CITY HALL — Already grappling with an annual employee pension tab of more than $20 million, Glendale officials have been bracing for the bill to balloon.
But a recent state forecast is even pricier than feared, officials said.
Over the next four years, Glendale can expect to pay more than $135 million into the California Public Employees Retirement System, according to an analysis of forecasted rates listed in the city’s most recent annual financial report.
“We knew the rates were going to go up,” Finance Director Bob Elliot told the City Council last fall. “They are just higher than we anticipated.”
The increase is fueled by major investment losses at CalPERS in recent years, and the increases in benefits and salaries that the City Council approved during a stock market boom that meant little or no contribution to the state system.
Glendale — which has already seen pension payments on behalf of city employees add up to more than $100 million in the last five years — is not alone.
Local governments statewide have seen their forecasted rates skyrocket as CalPERS struggles to backfill its losses. In fact, Glendale will fare better than others across California that don’t require employee contributions, or also pay for retirees’ health-care benefits.
And last year, the Glendale City Council approved landmark two-tier retirement systems with reduced benefits for new hires in the city’s fire, management and general employee unions, which officials say will make future pension obligations more sustainable.
“I think that Glendale has been more aggressive, in my analysis, than any city I know of,” said Councilwoman Laura Friedman.
But that won’t make paying the looming pension bills much easier.
“We are doing what we can to address it,” Elliot said. “But that doesn’t diminish the fact it’s going to be a huge hurdle that we have to get over. And there will be impacts to the services we provide.”

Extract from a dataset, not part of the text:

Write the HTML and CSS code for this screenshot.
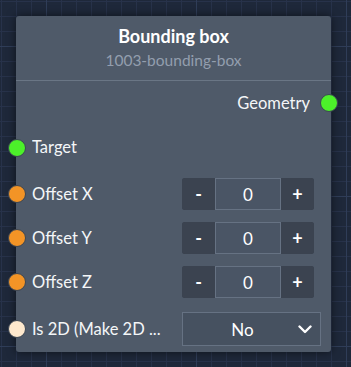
FILE: index.html
```html
<!DOCTYPE html>
<html>
<head>
<meta charset="utf-8">
<link rel="stylesheet" href="styles.css">
</head>
<body>
<div class="node">
  <div class="node-header">
    <div class="node-title">Bounding box</div>
    <div class="node-id">1003-bounding-box</div>
  </div>
  <div class="node-body">
    <div class="row row-output">
      <span class="label">Geometry</span>
      <span class="dot dot-out dot-green"></span>
    </div>
    <div class="row row-target">
      <span class="dot dot-in dot-green"></span>
      <span class="label">Target</span>
    </div>
    <div class="row row-input">
      <span class="dot dot-in dot-orange"></span>
      <span class="label">Offset X</span>
      <div class="stepper">
        <button class="step">-</button>
        <span class="value">0</span>
        <button class="step">+</button>
      </div>
    </div>
    <div class="row row-input">
      <span class="dot dot-in dot-orange"></span>
      <span class="label">Offset Y</span>
      <div class="stepper">
        <button class="step">-</button>
        <span class="value">0</span>
        <button class="step">+</button>
      </div>
    </div>
    <div class="row row-input">
      <span class="dot dot-in dot-orange"></span>
      <span class="label">Offset Z</span>
      <div class="stepper">
        <button class="step">-</button>
        <span class="value">0</span>
        <button class="step">+</button>
      </div>
    </div>
    <div class="row row-select">
      <span class="dot dot-in dot-cream"></span>
      <span class="label">Is 2D (Make 2D ...</span>
      <div class="select">
        <span class="select-value">No</span>
        <svg class="chevron" width="14" height="9" viewBox="0 0 14 9"><path d="M1.5 1.5 L7 7 L12.5 1.5" fill="none" stroke="#ffffff" stroke-width="2.4" stroke-linecap="round" stroke-linejoin="round"/></svg>
      </div>
    </div>
  </div>
</div>
</body>
</html>
```

FILE: styles.css
```css
html, body {
  margin: 0;
  padding: 0;
}
body {
  width: 351px;
  height: 367px;
  overflow: hidden;
  padding: 16px;
  box-sizing: border-box;
  font-family: "Lato", "Noto Sans", sans-serif;
  color: #f2f4f7;
  background:
    linear-gradient(to right, #2f3d58 1px, transparent 1px) 46px 46px / 150px 150px,
    linear-gradient(to bottom, #2f3d58 1px, transparent 1px) 46px 46px / 150px 150px,
    linear-gradient(to right, #27324a 1px, transparent 1px) 1px 1px / 15px 15px,
    linear-gradient(to bottom, #27324a 1px, transparent 1px) 1px 1px / 15px 15px,
    #1e283a;
}
.node {
  position: relative;
  width: 315px;
  height: 336px;
  background: #4f5a69;
  border-radius: 3px;
  box-shadow: 0 0 10px rgba(0, 0, 0, 0.55);
}
.node-header {
  height: 64px;
  border-bottom: 1px solid #6a7685;
  display: flex;
  flex-direction: column;
  align-items: center;
}
.node-title {
  margin-top: 10px;
  font-size: 18px;
  font-weight: 700;
  line-height: 21px;
  color: #ffffff;
}
.node-id {
  margin-top: 3px;
  font-size: 15.5px;
  line-height: 20px;
  color: #939eae;
}
.node-body {
  display: flex;
  flex-direction: column;
}
.row {
  position: relative;
  display: grid;
  grid-template-columns: 140px auto;
  column-gap: 10px;
  align-items: center;
  padding-left: 16px;
  box-sizing: border-box;
}
.label {
  font-size: 16.5px;
  line-height: 20px;
  color: #f4f6f8;
  white-space: nowrap;
  overflow: hidden;
}
.row-output {
  display: flex;
  justify-content: flex-end;
  height: 44px;
  padding-right: 21px;
}
.row-target {
  height: 47px;
  padding-bottom: 3px;
}
.row-input {
  height: 44px;
  padding-top: 6px;
  padding-bottom: 6px;
}
.row-select {
  padding-top: 8px;
}
.dot {
  position: absolute;
  width: 16px;
  height: 16px;
  border-radius: 50%;
  border: 1px solid #3c4653;
  top: 50%;
  margin-top: -9px;
}
.dot-in { left: -8px; }
.dot-out { right: -7px; }
.row-target .dot { margin-top: -10px; }
.row-select .dot { margin-top: -5px; }
.dot-green { background: #4cf02a; }
.dot-orange { background: #f39426; }
.dot-cream { background: #fde8cd; }
.stepper {
  display: flex;
  width: 132px;
  height: 32px;
  border-radius: 3px;
  overflow: hidden;
  background: #3b4350;
}
.step {
  width: 33px;
  border: none;
  background: #3b4350;
  color: #ffffff;
  font-family: "Lato", sans-serif;
  font-weight: 700;
  font-size: 18px;
  padding: 0;
  display: flex;
  align-items: center;
  justify-content: center;
}
.value {
  flex: 1;
  display: flex;
  align-items: center;
  justify-content: center;
  background: #4a5565;
  border: 1px solid #667283;
  font-size: 17px;
  color: #ffffff;
}
.select {
  position: relative;
  width: 139px;
  height: 34px;
  box-sizing: border-box;
  border: 1px solid #667283;
  background: #465160;
  display: flex;
  align-items: center;
  justify-content: center;
}
.select-value {
  font-size: 17px;
  color: #ffffff;
  margin-right: 18px;
}
.chevron {
  position: absolute;
  right: 8px;
  top: 12px;
}
```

The skyrocketing pension costs come as the local economy continues to struggle.
With revenues — ranging from sales and property tax returns to construction-related permits and other fees — remaining low, Glendale officials are bracing for a General Fund budget deficit of roughly $10 million next year. Finance officials say increased pension costs make up about a third of that gap.
It will be the fourth year in a row that the City Council is forced to fill a significant budget gap. Past years have resulted in the slashing of more than 100 city positions, with dozens more kept vacant in an ongoing hiring freeze.

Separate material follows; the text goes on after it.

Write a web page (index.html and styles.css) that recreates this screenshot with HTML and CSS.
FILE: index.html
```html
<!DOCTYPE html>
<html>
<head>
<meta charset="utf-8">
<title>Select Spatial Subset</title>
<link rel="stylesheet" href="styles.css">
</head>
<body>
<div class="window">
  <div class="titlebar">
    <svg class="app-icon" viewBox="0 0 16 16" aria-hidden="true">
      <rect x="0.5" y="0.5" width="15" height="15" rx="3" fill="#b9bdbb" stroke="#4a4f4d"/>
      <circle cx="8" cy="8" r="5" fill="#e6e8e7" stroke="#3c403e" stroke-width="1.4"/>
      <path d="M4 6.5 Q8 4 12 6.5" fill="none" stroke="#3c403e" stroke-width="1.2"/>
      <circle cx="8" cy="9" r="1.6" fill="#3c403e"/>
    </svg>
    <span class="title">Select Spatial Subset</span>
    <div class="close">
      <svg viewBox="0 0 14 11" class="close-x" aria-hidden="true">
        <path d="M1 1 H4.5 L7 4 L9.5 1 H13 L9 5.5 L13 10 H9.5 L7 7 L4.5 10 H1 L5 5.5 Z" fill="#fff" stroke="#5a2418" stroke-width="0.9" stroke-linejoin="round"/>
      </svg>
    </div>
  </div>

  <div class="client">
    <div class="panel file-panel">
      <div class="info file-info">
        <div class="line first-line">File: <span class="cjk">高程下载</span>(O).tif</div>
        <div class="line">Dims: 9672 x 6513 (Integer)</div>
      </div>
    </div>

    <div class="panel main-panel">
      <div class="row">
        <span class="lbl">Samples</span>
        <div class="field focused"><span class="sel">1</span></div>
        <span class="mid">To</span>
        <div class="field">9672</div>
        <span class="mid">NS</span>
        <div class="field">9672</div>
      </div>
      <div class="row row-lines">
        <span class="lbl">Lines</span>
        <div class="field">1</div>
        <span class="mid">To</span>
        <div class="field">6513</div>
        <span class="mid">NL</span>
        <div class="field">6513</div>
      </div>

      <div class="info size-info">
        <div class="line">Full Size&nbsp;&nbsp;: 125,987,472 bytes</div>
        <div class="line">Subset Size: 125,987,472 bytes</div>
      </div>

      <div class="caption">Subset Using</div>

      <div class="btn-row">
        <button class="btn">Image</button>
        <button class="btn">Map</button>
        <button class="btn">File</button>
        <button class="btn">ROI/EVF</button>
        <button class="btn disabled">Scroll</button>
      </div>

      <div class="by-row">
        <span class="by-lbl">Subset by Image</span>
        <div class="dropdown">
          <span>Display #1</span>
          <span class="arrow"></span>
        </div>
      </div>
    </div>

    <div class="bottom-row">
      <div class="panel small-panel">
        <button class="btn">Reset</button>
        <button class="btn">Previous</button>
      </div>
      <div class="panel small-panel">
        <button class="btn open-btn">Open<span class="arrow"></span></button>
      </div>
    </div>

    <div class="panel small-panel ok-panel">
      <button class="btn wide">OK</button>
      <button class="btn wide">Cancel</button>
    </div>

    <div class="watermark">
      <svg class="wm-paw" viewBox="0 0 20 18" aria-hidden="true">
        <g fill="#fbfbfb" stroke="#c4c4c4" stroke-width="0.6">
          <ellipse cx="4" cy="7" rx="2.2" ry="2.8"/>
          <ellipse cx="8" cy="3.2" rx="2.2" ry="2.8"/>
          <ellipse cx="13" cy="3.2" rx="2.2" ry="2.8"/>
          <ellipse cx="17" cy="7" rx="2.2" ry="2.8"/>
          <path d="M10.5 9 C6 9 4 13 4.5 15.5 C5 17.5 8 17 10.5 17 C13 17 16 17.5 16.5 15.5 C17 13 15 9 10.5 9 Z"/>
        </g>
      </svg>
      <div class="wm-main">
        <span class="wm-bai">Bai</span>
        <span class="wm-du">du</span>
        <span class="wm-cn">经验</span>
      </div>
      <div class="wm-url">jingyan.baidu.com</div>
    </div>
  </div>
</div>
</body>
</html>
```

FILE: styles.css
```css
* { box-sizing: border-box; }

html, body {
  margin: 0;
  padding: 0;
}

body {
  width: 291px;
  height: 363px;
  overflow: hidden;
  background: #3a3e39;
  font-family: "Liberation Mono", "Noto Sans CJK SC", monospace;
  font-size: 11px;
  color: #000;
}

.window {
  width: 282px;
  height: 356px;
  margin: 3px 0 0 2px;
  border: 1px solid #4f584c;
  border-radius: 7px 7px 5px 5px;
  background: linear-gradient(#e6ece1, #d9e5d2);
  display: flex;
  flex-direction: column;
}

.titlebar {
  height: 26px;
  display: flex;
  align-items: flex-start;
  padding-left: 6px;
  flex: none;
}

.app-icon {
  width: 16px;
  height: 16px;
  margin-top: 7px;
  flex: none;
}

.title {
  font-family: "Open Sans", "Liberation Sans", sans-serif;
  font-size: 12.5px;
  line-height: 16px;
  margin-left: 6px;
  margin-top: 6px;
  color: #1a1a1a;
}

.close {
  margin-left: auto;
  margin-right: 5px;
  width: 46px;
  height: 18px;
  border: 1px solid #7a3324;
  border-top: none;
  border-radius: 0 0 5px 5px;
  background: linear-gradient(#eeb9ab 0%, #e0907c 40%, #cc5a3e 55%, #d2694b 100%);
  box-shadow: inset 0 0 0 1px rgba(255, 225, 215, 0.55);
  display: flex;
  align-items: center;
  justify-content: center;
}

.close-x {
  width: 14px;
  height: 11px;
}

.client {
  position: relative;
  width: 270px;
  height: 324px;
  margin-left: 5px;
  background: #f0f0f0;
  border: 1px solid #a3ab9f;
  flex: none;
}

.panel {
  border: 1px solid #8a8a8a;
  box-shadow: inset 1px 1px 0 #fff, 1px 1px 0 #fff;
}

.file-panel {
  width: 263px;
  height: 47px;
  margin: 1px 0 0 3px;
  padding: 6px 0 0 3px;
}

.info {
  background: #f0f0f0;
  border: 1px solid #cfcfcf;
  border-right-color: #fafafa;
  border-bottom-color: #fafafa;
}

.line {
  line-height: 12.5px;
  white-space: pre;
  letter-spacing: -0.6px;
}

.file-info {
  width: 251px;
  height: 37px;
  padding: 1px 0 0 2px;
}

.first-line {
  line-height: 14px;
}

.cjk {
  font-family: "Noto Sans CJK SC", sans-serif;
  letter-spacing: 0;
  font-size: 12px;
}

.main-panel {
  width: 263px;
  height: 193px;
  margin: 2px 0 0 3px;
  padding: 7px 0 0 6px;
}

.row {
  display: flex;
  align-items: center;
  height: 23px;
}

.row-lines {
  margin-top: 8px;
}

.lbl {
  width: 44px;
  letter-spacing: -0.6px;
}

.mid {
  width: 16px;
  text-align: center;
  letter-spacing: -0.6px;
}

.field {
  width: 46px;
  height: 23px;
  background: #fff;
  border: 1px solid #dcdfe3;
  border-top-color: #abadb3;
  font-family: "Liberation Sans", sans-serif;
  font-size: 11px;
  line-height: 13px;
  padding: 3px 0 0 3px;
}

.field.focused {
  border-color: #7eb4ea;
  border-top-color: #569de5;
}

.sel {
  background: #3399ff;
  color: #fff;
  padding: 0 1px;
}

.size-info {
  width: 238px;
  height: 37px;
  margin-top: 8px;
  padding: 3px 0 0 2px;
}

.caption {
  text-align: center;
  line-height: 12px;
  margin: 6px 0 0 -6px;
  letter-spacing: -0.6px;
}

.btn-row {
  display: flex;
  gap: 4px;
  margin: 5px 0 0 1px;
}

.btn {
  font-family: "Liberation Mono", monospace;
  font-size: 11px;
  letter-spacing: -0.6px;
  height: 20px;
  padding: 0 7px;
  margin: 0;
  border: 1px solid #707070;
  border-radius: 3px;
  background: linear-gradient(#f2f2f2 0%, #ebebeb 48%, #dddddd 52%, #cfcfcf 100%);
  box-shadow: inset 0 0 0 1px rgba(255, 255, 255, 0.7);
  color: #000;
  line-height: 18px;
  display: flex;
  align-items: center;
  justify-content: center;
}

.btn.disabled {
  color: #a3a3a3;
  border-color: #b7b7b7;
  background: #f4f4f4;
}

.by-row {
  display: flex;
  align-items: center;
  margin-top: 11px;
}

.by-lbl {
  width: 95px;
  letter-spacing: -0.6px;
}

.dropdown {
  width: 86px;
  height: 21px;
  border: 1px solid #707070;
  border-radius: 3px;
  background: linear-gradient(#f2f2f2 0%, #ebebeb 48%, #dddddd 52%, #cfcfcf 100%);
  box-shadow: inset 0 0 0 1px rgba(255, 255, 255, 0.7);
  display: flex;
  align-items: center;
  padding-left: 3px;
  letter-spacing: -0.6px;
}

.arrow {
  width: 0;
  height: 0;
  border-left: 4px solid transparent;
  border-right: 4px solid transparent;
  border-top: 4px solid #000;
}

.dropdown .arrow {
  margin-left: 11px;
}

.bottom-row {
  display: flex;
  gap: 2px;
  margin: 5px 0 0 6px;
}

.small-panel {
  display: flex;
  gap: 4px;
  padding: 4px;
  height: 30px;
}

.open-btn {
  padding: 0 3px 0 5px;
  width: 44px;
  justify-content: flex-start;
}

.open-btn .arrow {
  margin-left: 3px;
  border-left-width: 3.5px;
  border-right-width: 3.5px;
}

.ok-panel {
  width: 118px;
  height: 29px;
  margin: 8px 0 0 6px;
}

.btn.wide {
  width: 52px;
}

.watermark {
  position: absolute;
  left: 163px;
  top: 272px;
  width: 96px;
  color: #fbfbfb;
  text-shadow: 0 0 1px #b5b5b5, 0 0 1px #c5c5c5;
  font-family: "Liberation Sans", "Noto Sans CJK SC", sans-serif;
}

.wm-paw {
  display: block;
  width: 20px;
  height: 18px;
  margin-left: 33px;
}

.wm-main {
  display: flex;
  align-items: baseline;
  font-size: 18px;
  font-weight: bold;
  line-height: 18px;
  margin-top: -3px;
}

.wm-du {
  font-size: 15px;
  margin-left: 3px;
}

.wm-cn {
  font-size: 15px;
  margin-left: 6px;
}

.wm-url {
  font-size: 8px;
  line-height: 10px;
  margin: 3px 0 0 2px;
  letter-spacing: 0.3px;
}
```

In turn, city officials say they will once again return to the bargaining table this year to ask employees to pick up a greater share of the rising pension costs.
“Our theme is going to be, ‘How do we maintain existing levels of services at less cost?’” said City Manager Jim Starbird. “How can we reduce our direct costs of employee services?”
Glendale employees already contribute between 8.5% and 11% of every paycheck to the state system.
“I know that I’m probably putting in more to my retirement than most other firefighters in the state,” said fire Capt. Chris Stavros, president of the Glendale Firefighters Assn. “To me, we’ve been pretty responsible in this city with how we’ve handled it.”
Still, both Stavros and Dave Cole, president of the Glendale Management Assn., said their unions will again be willing to negotiate as the city continues to grapple with the protracted recession.
“It’s no fun to take a pay cut, but it’s sure better than losing your job,” Cole said.
Representatives for the Glendale City Employees Assn. — the largest union — and Glendale Police Officers Assn. could not be reached for comment.
More concessions will likely be a tough sell with the Glendale City Employees Assn., which had to swallow a 1.5% salary cut and scaled-down benefits for new hires after the City Council last year voted to end an impasse and impose a new contract.
But pension experts say significant employee concessions will be essential to helping cities dig out of the pension hole without decimating services — especially in the years before the economy turns around.
Stanford University professor Joe Nation, who has studied statewide pension obligations extensively, said there will be no easy way out.
“The way to solve the problem is to assess it, understand the magnitude of it, sit down with the stakeholders and then figure out a way collectively out of it,” he said.